The problem with prioritizing homeownership
You may be eager to become a homeowner so you can stop paying rent. And it’s easy to see why you’d rather pay down your own mortgage loan than somebody else’s. But if you don’t start to allocate funds to retirement savings until you’ve saved enough for a down payment and purchased a home, you’ll risk not having a large enough nest egg to meet your goals during your senior years.
Let’s say you’re trying to save up an $80,000 home down payment, and you’re able to sock away $8,000 a year. That means you’re a decade away from owning a home.
If you were to split your $8,000 for your home down payment so that half goes into your IRA or 401(k), it would take you 20 years to purchase a home. That may not be optimal. But it could also help ensure that you’re able to build up more of a nest egg for retirement.
Remember, too, that you might think you’ll be able to pump more money into retirement savings once you’re done amassing a down payment. But that may not happen for one big reason — you might end up having to spend that money on expenses like property taxes, maintenance, and repairs, which are costs you don’t bear when you rent.
In fact, if you put off retirement savings until you’ve purchased a home, you might end up in a situation where you never manage to fund your IRA or 401(k) plan at all. That’s clearly not a good situation to put your future self in.
Striking a balance
You might really want to own a home. But let’s say that instead of saving $8,000 a year for a down payment, you only save $4,000, and the other $4,000 goes into a retirement account. If you continue to save at that level over a 40-year period, and your investments deliver a 10% average annual return, which is in line with the stock market’s average, you’ll end up with almost $1.8 million in retirement savings.

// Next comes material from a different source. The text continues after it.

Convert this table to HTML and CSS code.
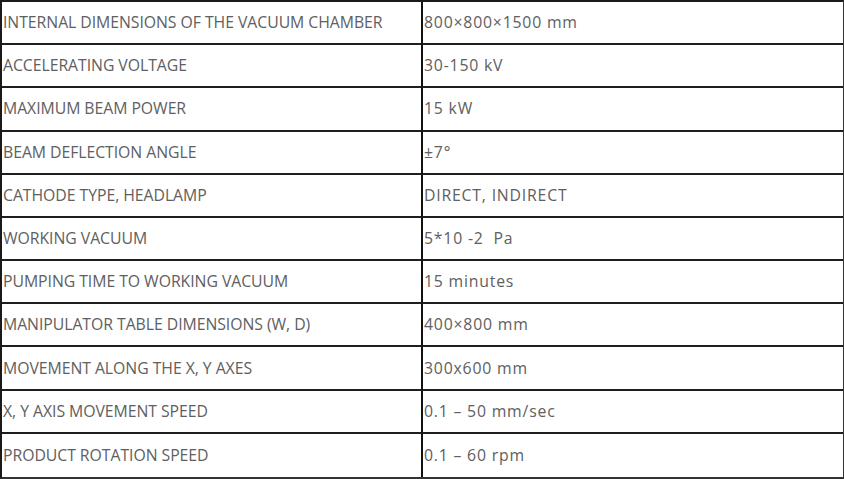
FILE: index.html
```html
<!DOCTYPE html>
<html>
<head>
<meta charset="utf-8">
<link rel="stylesheet" href="styles.css">
</head>
<body>
<div class="spec">
  <div class="cell">INTERNAL DIMENSIONS OF THE VACUUM CHAMBER</div><div class="cell val">800×800×1500 mm</div>
  <div class="cell">ACCELERATING VOLTAGE</div><div class="cell val">30-150 kV</div>
  <div class="cell">MAXIMUM BEAM POWER</div><div class="cell val">15 kW</div>
  <div class="cell">BEAM DEFLECTION ANGLE</div><div class="cell val">±7°</div>
  <div class="cell">CATHODE TYPE, HEADLAMP</div><div class="cell val">DIRECT, INDIRECT</div>
  <div class="cell">WORKING VACUUM</div><div class="cell val">5*10 -2&nbsp; Pa</div>
  <div class="cell">PUMPING TIME TO WORKING VACUUM</div><div class="cell val">15 minutes</div>
  <div class="cell">MANIPULATOR TABLE DIMENSIONS (W, D)</div><div class="cell val">400×800 mm</div>
  <div class="cell">MOVEMENT ALONG THE X, Y AXES</div><div class="cell val">300x600 mm</div>
  <div class="cell">X, Y AXIS MOVEMENT SPEED</div><div class="cell val">0.1 – 50 mm/sec</div>
  <div class="cell">PRODUCT ROTATION SPEED</div><div class="cell val">0.1 – 60 rpm</div>
</div>
</body>
</html>
```
FILE: styles.css
```css
html, body {
  margin: 0;
  padding: 0;
  background: #fff;
}
.spec {
  width: 844px;
  height: 479px;
  box-sizing: border-box;
  display: grid;
  grid-template-columns: 419px 1fr;
  grid-template-rows: repeat(11, 1fr);
  border-top: 2px solid #1a1a1a;
  border-left: 2px solid #1a1a1a;
  border-right: 1px solid #333;
  border-bottom: 2px solid #333;
  font-family: "Open Sans", "Noto Sans CJK KR", sans-serif;
  font-size: 15.8px;
  color: #606060;
}
.cell {
  display: flex;
  align-items: center;
  padding-left: 1px;
  padding-bottom: 1px;
  border-bottom: 2px solid #1e1e1e;
  white-space: nowrap;
  letter-spacing: -0.05px;
}
.cell:nth-last-child(-n+2) {
  border-bottom: none;
}
.val {
  border-left: 2px solid #111;
  padding-left: 1px;
  letter-spacing: 0.8px;
}
```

Meanwhile, let’s say you don’t do that and instead, put off retirement savings completely for 10 years so you can save $8,000 a year toward a home purchase. Let’s also assume that once you’ve bought your home, you have enough money to put $4,000 a year into a 401(k) or IRA. If you contribute $4,000 annually for 30 years, you’ll end up with $657,000, assuming that same 10% average annual return.

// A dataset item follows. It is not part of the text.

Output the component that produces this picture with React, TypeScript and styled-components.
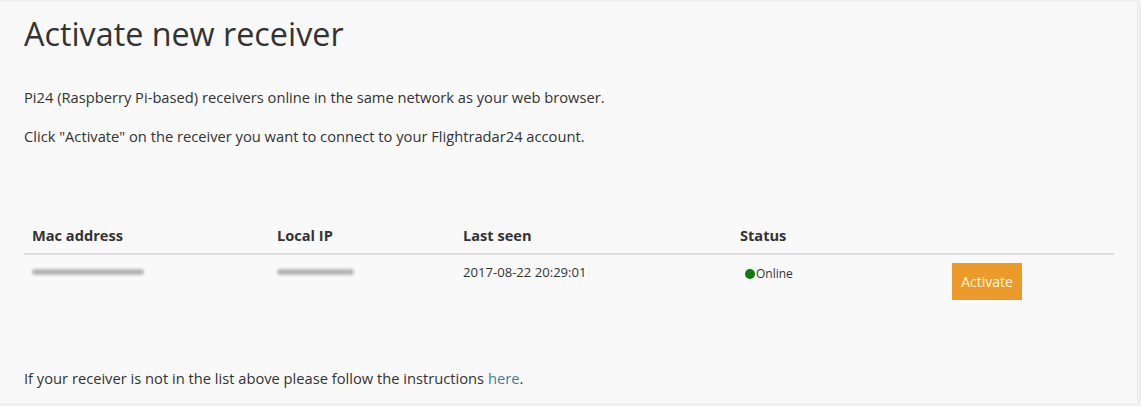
import React, { ReactElement } from 'react'
import styled, { createGlobalStyle } from 'styled-components'

const GlobalStyle = createGlobalStyle`
  html, body {
    margin: 0;
    padding: 0;
    background: #eef0f2;
  }
  body {
    font-family: 'Open Sans', 'Liberation Sans', sans-serif;
    color: #333;
  }
`

const Panel = styled.div`
  box-sizing: border-box;
  width: 1138px;
  height: 401px;
  margin-top: 2px;
  padding: 11px 24px 0 24px;
  background: #f9f9f9;
  border-right: 1px solid #ececec;
`

const Title = styled.h1`
  margin: 0;
  font-size: 32.3px;
  line-height: 40px;
  font-weight: 400;
  color: #333;
`

const Text = styled.p<{ $gap: number }>`
  margin: ${p => p.$gap}px 0 0 0;
  font-size: 14.7px;
  line-height: 20px;
  color: #333;
`

const Link = styled.a`
  color: #3f7f9c;
  text-decoration: none;
`

const Table = styled.table`
  width: 1090px;
  margin-top: 71px;
  border-collapse: collapse;
  table-layout: fixed;
`

const Head = styled.th<{ $w: number }>`
  box-sizing: border-box;
  width: ${p => p.$w}px;
  padding: 8px;
  text-align: left;
  font-size: 14.6px;
  line-height: 20px;
  font-weight: 700;
  color: #333;
  border-bottom: 2px solid #dddddd;
`

const Cell = styled.td`
  padding: 8px;
  vertical-align: top;
  font-size: 13.1px;
  line-height: 18px;
  color: #333;
`

const Blurred = styled.div<{ $w: number }>`
  width: ${p => p.$w}px;
  height: 6px;
  margin-top: 6px;
  background: #a9a9a9;
  border-radius: 3px;
  filter: blur(1.6px);
  opacity: 0.85;
`

const Status = styled.span`
  display: inline-flex;
  align-items: center;
  font-size: 12px;
  line-height: 18px;
  margin-top: 2px;
`

const Dot = styled.span`
  display: inline-block;
  width: 10px;
  height: 10px;
  border-radius: 50%;
  background: #0a7d0a;
  margin: 0 1px 0 5px;
`

const Button = styled.button`
  width: 70px;
  height: 37px;
  padding: 0;
  border: none;
  background: #ec9b2b;
  color: #fff5dc;
  font-family: 'Open Sans', 'Liberation Sans', sans-serif;
  font-size: 14px;
  cursor: pointer;
`

export default function App(): ReactElement {
  return (
    <>
      <GlobalStyle />
      <Panel>
        <Title>Activate new receiver</Title>
        <Text $gap={34}>Pi24 (Raspberry Pi-based) receivers online in the same network as your web browser.</Text>
        <Text $gap={19}>Click "Activate" on the receiver you want to connect to your Flightradar24 account.</Text>
        <Table>
          <thead>
            <tr>
              <Head $w={245}>Mac address</Head>
              <Head $w={186}>Local IP</Head>
              <Head $w={277}>Last seen</Head>
              <Head $w={212}>Status</Head>
              <Head $w={170}></Head>
            </tr>
          </thead>
          <tbody>
            <tr>
              <Cell><Blurred $w={112} /></Cell>
              <Cell><Blurred $w={77} /></Cell>
              <Cell>2017-08-22 20:29:01</Cell>
              <Cell>
                <Status><Dot />Online</Status>
              </Cell>
              <Cell><Button>Activate</Button></Cell>
            </tr>
          </tbody>
        </Table>
        <Text $gap={60}>
          If your receiver is not in the list above please follow the instructions <Link href="#">here</Link>.
        </Text>
      </Panel>
    </>
  )
}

Now that may be enough money for you to retire on. Or not. It’s hard to know. But it’s definitely nowhere close to $1.8 million. It’s only about one-third as much, in fact.
That’s why you should ideally try to fund your nest egg alongside saving up for a home. It might mean having to wait longer to buy, or buying with a smaller down payment. But that way, you’re not sacrificing your retirement savings to get into a home of your own sooner.